UN highlights role of transnational corporations in transitioning to low-carbon future

Supachai Panitchpakdi, Secretary-General of UNCTAD.
While they are major carbon emitters, transnational corporations (TNCs) are also a source of ‘green’ investments and can play a crucial role in propelling the world towards a low-carbon future, according to a new report by the UN trade arm.

While they are major carbon emitters, transnational corporations (TNCs) are also a source of ‘green’ investments and can play a crucial role in propelling the world towards a low-carbon future, according to a new report by the UN trade arm.

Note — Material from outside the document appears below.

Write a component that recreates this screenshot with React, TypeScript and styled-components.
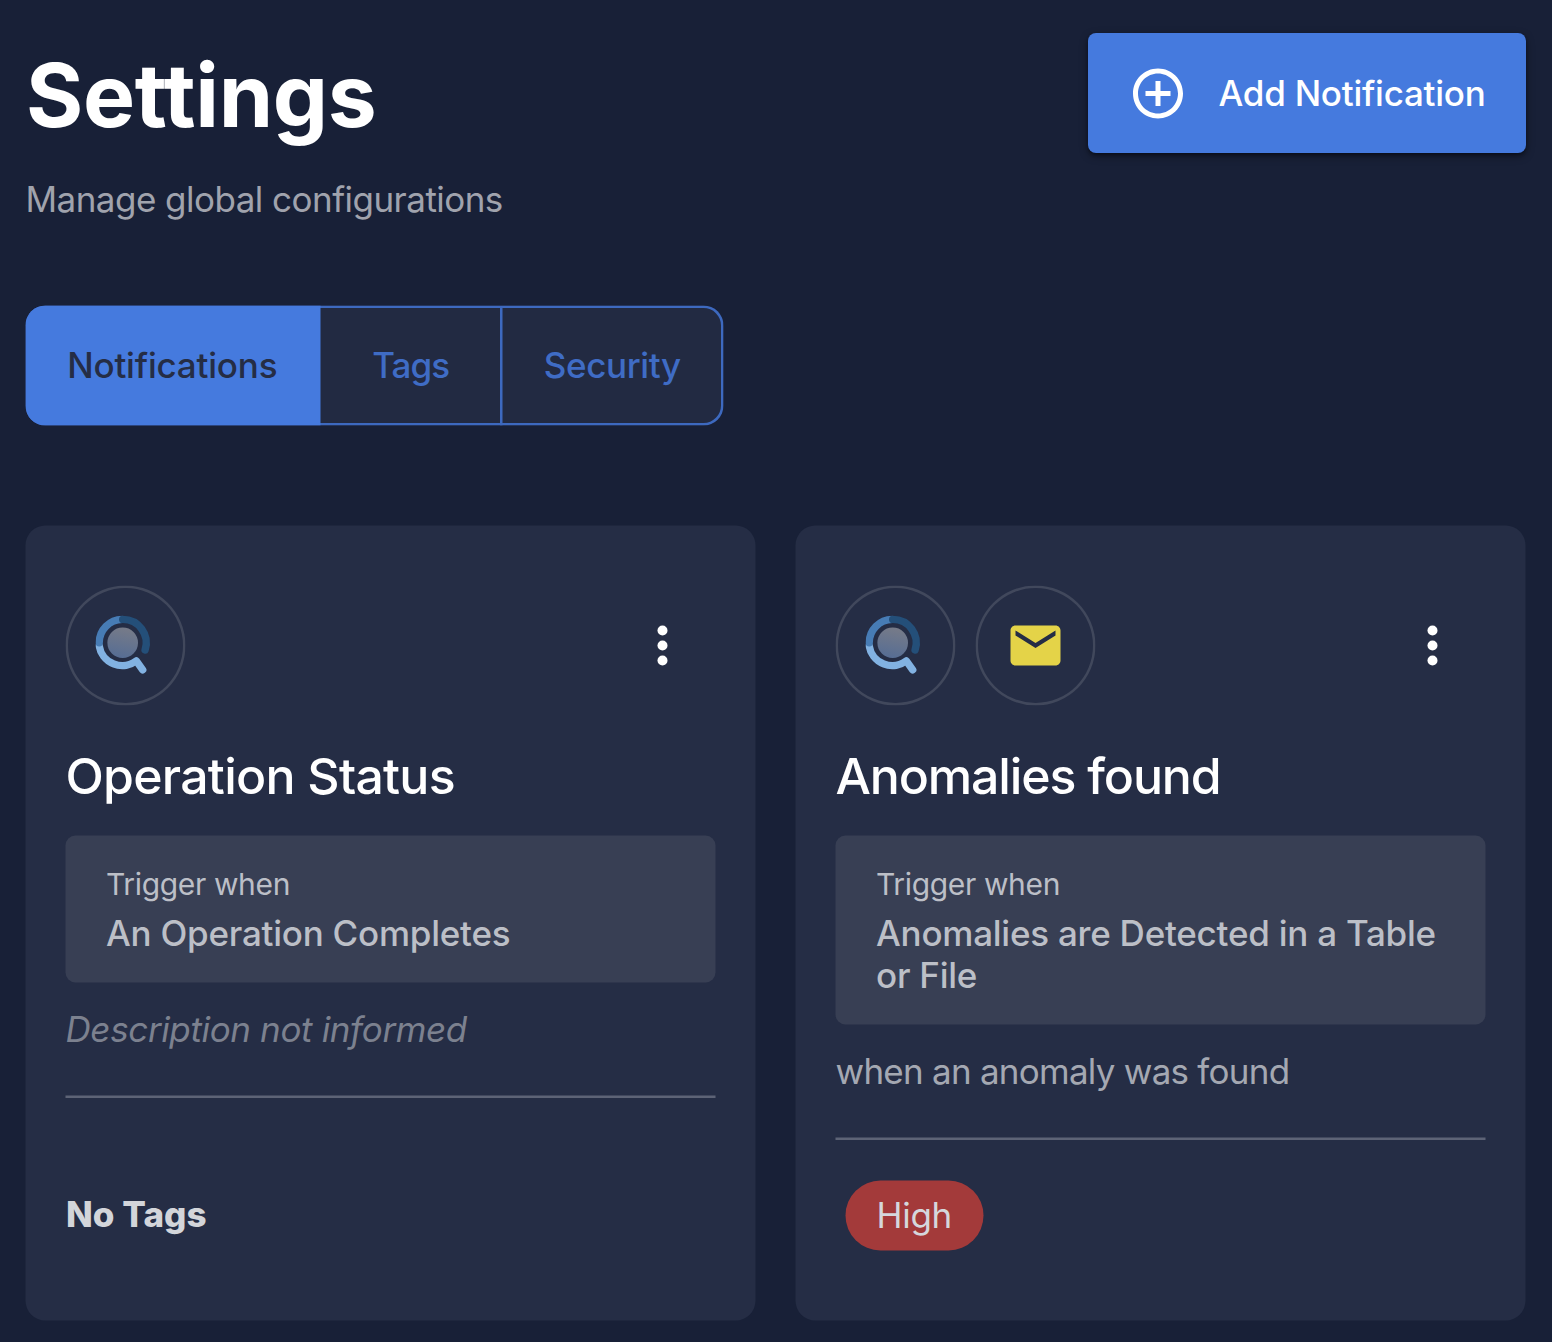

Supachai Panitchpakdi, Secretary-General of the UN Conference on Trade and Development (UNCTAD), said at today’s launch of the publication in Geneva that “the global policy debate on tackling climate change is no longer about whether to take action: it is now about how much action to take, which actions need to be taken, and by whom.”

TNCs, as emitters and active players in low-carbon foreign investment, are “therefore inevitably part of both the problem and the solution to climate change,” he said.

Developing nations, though typically not large emitters of greenhouse gases, can still benefit from low-carbon technologies which could help to enhance their competitiveness in the global export market and accelerate their transition to a green economy, Mr. Supachai said.

In the new report, UNCTAD proposed the creation of a Global Partnership for Low-Carbon Investment with a view to harness low-carbon foreign investment for sustainable growth and development.

Such a collaboration, it said, would entail setting up clean investment promotion strategies, the dissemination of clean technology and creating a single global standard for corporations’ disclosure of their greenhouse gas emissions, among others.

UNCTAD’s flagship World Investment Report also found that global foreign direct investment (FDI) saw a modest but uneven recovery in the first half of this year, sparking short-term cautious optimism in the short to medium term.

The agency predicts that global inflows will rise to more than $1.2 trillion in 2010, possibly reaching $2 trillion in 2012, but Mr. Supachai warned today that the brighter prospects for the coming years “remain fraught with risks and uncertainties, especially because of the fragility of the global economic recovery.”